I first read Bruce Stirling's "Islands in the Net" in '87. It's about a woman in Texas who:

- survives a drone strike

- then investigates a crime ring out of Asia

- only to be kidnapped by terrorists

- who hold her hostage and threaten to blow up the world with surplus ex-Soviet nukes

That was the fuckin' fyoooochur back then. Nowadays? Might as well be an episode of Frontline.

I think that's why it all sort of stopped with Matrix - ZOMG computers was kind of where the AOL generation was at that point. We'd done Hackers two years before to try and capitalize on the Packard Bell Pentium 1 that everyone was buying at Costco but Matrix came out right about the time that people were comfortable enough with the whole "computer" thing that they were willing to distrust what it does instead of what it is. I mean, beepy beepy beepy:

Meriadoc  ·  3418 days ago  ·  link  ·  

Wait if this is the case

And I hesitate to suggest this one

but should we do Blade Runner then?

(have we done Blade Runner? Let me know.)

camarillobrillo  ·  3418 days ago  ·  link  ·  

Blade Runner was my first thought.

user-inactivated  ·  3418 days ago  ·  link  ·  

I like Blade Runner and we haven't watched it yet. Not a bad idea!

kleinbl00  ·  3418 days ago  ·  link  ·  

Since we aren't defining anything, sure it counts! ;-)

Best friend did his graduate thesis on cyberpunk in cinema. Made the point, over the course of 80 pages, that The Matrix stole every trope cyberpunk had, misappropriated it and threw it on a tired, archetypal messiah story. Thus, the flopping, abortive attempts at movies like Johnny Mnemonic and Lawnmower Man were completely beaten into the ground by The Matrix the same way hard sci fi died a 30-year death upon the release of Star Wars.

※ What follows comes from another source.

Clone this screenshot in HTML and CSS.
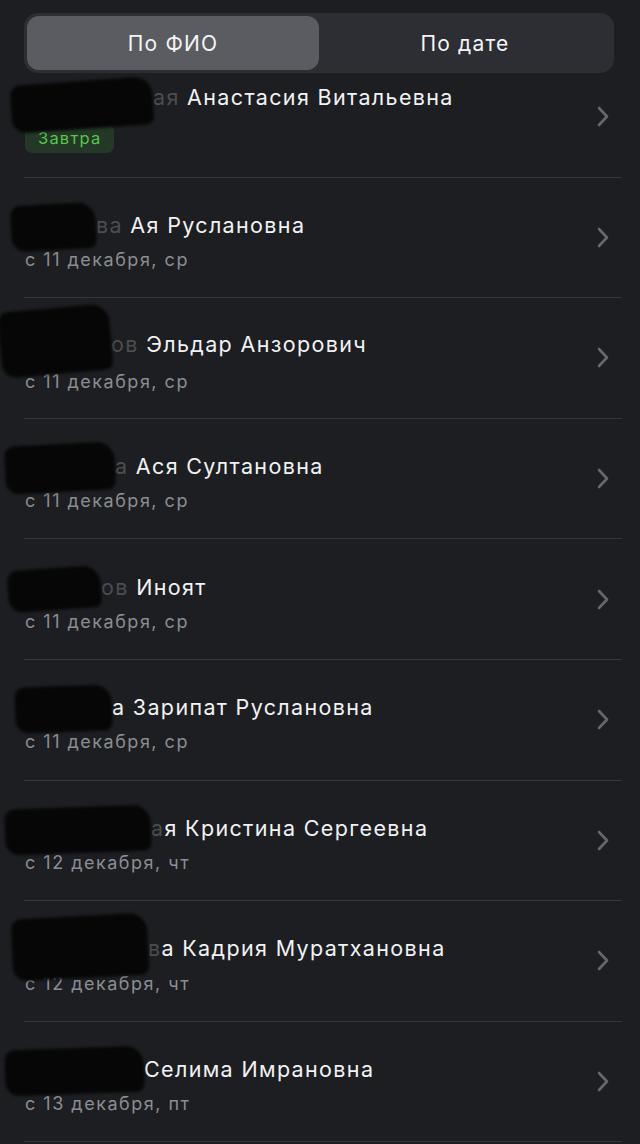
FILE: index.html
```html
<!DOCTYPE html>
<html lang="ru">
<head>
<meta charset="utf-8">
<title>Список</title>
<link rel="stylesheet" href="styles.css">
</head>
<body>
<div class="screen">
  <header class="header">
    <div class="segmented">
      <div class="seg active">По ФИО</div>
      <div class="seg">По дате</div>
    </div>
  </header>
  <ul class="list">
    <li class="row">
      <div class="info first">
        <div class="name"><span class="redact r1"></span><span class="dim">ая</span> Анастасия Витальевна</div>
        <span class="badge">Завтра</span>
      </div>
      <svg class="chev" viewBox="0 0 12 21" width="12" height="21"><path d="M2 2 L10 10.5 L2 19"/></svg>
    </li>
    <li class="row">
      <div class="info">
        <div class="name"><span class="redact r2"></span><span class="dim">ва</span> Ая Руслановна</div>
        <div class="sub">с 11 декабря, ср</div>
      </div>
      <svg class="chev" viewBox="0 0 12 21" width="12" height="21"><path d="M2 2 L10 10.5 L2 19"/></svg>
    </li>
    <li class="row">
      <div class="info">
        <div class="name"><span class="redact r3"></span><span class="dim">ов</span> Эльдар Анзорович</div>
        <div class="sub">с 11 декабря, ср</div>
      </div>
      <svg class="chev" viewBox="0 0 12 21" width="12" height="21"><path d="M2 2 L10 10.5 L2 19"/></svg>
    </li>
    <li class="row">
      <div class="info">
        <div class="name"><span class="redact r4"></span><span class="dim">а</span> Ася Султановна</div>
        <div class="sub">с 11 декабря, ср</div>
      </div>
      <svg class="chev" viewBox="0 0 12 21" width="12" height="21"><path d="M2 2 L10 10.5 L2 19"/></svg>
    </li>
    <li class="row">
      <div class="info">
        <div class="name"><span class="redact r5"></span><span class="dim">ов</span> Иноят</div>
        <div class="sub">с 11 декабря, ср</div>
      </div>
      <svg class="chev" viewBox="0 0 12 21" width="12" height="21"><path d="M2 2 L10 10.5 L2 19"/></svg>
    </li>
    <li class="row">
      <div class="info">
        <div class="name"><span class="redact r6"></span>а Зарипат Руслановна</div>
        <div class="sub">с 11 декабря, ср</div>
      </div>
      <svg class="chev" viewBox="0 0 12 21" width="12" height="21"><path d="M2 2 L10 10.5 L2 19"/></svg>
    </li>
    <li class="row">
      <div class="info">
        <div class="name"><span class="redact r7"></span><span class="dim">а</span>я Кристина Сергеевна</div>
        <div class="sub">с 12 декабря, чт</div>
      </div>
      <svg class="chev" viewBox="0 0 12 21" width="12" height="21"><path d="M2 2 L10 10.5 L2 19"/></svg>
    </li>
    <li class="row">
      <div class="info">
        <div class="name"><span class="redact r8"></span><span class="dim">в</span>а Кадрия Муратхановна</div>
        <div class="sub">с 12 декабря, чт</div>
      </div>
      <svg class="chev" viewBox="0 0 12 21" width="12" height="21"><path d="M2 2 L10 10.5 L2 19"/></svg>
    </li>
    <li class="row">
      <div class="info">
        <div class="name"><span class="redact r9"></span>Селима Имрановна</div>
        <div class="sub">с 13 декабря, пт</div>
      </div>
      <svg class="chev" viewBox="0 0 12 21" width="12" height="21"><path d="M2 2 L10 10.5 L2 19"/></svg>
    </li>
  </ul>
</div>
</body>
</html>
```
FILE: styles.css
```css
html, body {
  margin: 0;
  padding: 0;
  background: #1c1e21;
}
body {
  font-family: Inter, "Noto Sans", "Liberation Sans", sans-serif;
  color: #f2f2f4;
  width: 640px;
  height: 1144px;
  overflow: hidden;
}
.screen {
  display: flex;
  flex-direction: column;
}
.header {
  position: relative;
  z-index: 2;
  background: #1c1e21;
  padding: 13px 26px 0 24px;
  height: 60px;
}
.segmented {
  display: flex;
  height: 60px;
  box-sizing: border-box;
  padding: 3px;
  border-radius: 14px;
  background: #2c2e33;
}
.seg {
  flex: 1;
  display: flex;
  align-items: center;
  justify-content: center;
  font-size: 21px;
  letter-spacing: 1.2px;
  color: #f4f4f6;
  border-radius: 12px;
}
.seg.active {
  background: #5a5c61;
}
.list {
  list-style: none;
  margin: -16px 0 0 0;
  padding: 0;
  position: relative;
  z-index: 1;
}
.row {
  height: 120.6px;
  box-sizing: border-box;
  display: flex;
  align-items: center;
  justify-content: space-between;
  margin: 0 18px 0 24px;
  padding: 0 13px 0 1px;
  border-bottom: 1px solid #35373b;
}
.info {
  display: flex;
  flex-direction: column;
  align-items: flex-start;
  margin-top: 9px;
}
.info.first {
  margin-top: 3px;
}
.name {
  font-size: 21.5px;
  letter-spacing: 1.35px;
  line-height: 26px;
  white-space: nowrap;
}
.dim {
  color: #4b4d52;
}
.sub {
  margin-top: 10px;
  font-size: 18px;
  letter-spacing: 1.5px;
  line-height: 24px;
  color: #8b8d92;
}
.badge {
  margin-top: 14px;
  height: 29px;
  box-sizing: border-box;
  padding: 0 13px;
  display: inline-flex;
  align-items: center;
  border-radius: 7px;
  background: #233826;
  color: #58c54c;
  font-size: 16.5px;
  letter-spacing: 1.2px;
}
.chev {
  flex: none;
  fill: none;
  stroke: #66686d;
  stroke-width: 2.6;
  stroke-linecap: round;
  stroke-linejoin: round;
}
.redact {
  display: inline-block;
  vertical-align: middle;
  background: #060607;
  border-radius: 10px 18px 8px 14px;
  filter: blur(1.5px);
  margin-top: -20px;
  margin-bottom: -20px;
}
.r1 { width: 142px; height: 48px; margin-left: -14px; transform: translateY(6px) rotate(-4deg); }
.r2 { width: 85px; height: 46px; margin-left: -14px; transform: rotate(-3deg); }
.r3 { width: 111px; height: 66px; margin-left: -25px; transform: translateY(-6px) rotate(-5deg); }
.r4 { width: 110px; height: 48px; margin-left: -20px; transform: rotate(-3deg); }
.r5 { width: 93px; height: 42px; margin-left: -17px; transform: rotate(-4deg); }
.r6 { width: 97px; height: 46px; margin-left: -10px; transform: rotate(-2deg); }
.r7 { width: 146px; height: 46px; margin-left: -20px; transform: rotate(-2deg); }
.r8 { width: 136px; height: 62px; margin-left: -13px; transform: translateY(-4px) rotate(-3deg); }
.r9 { width: 139px; height: 46px; margin-left: -20px; transform: rotate(-2deg); }
```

I mean, Christopher Walken and Willem DaFoe in New Rose Hotel. I'll bet you didn't even know they made it. Meanwhile, Neuromancer has gone through 4 directors without even once hitting concept art. Wanna see their most credible director choice?

Hollywood wants the look of Cyberpunk. They have zero interest in the ethos.

Makes me sad.

mknod  ·  3418 days ago  ·  link  ·  

    Hollywood wants the look of Cyberpunk. They have zero interest in the ethos.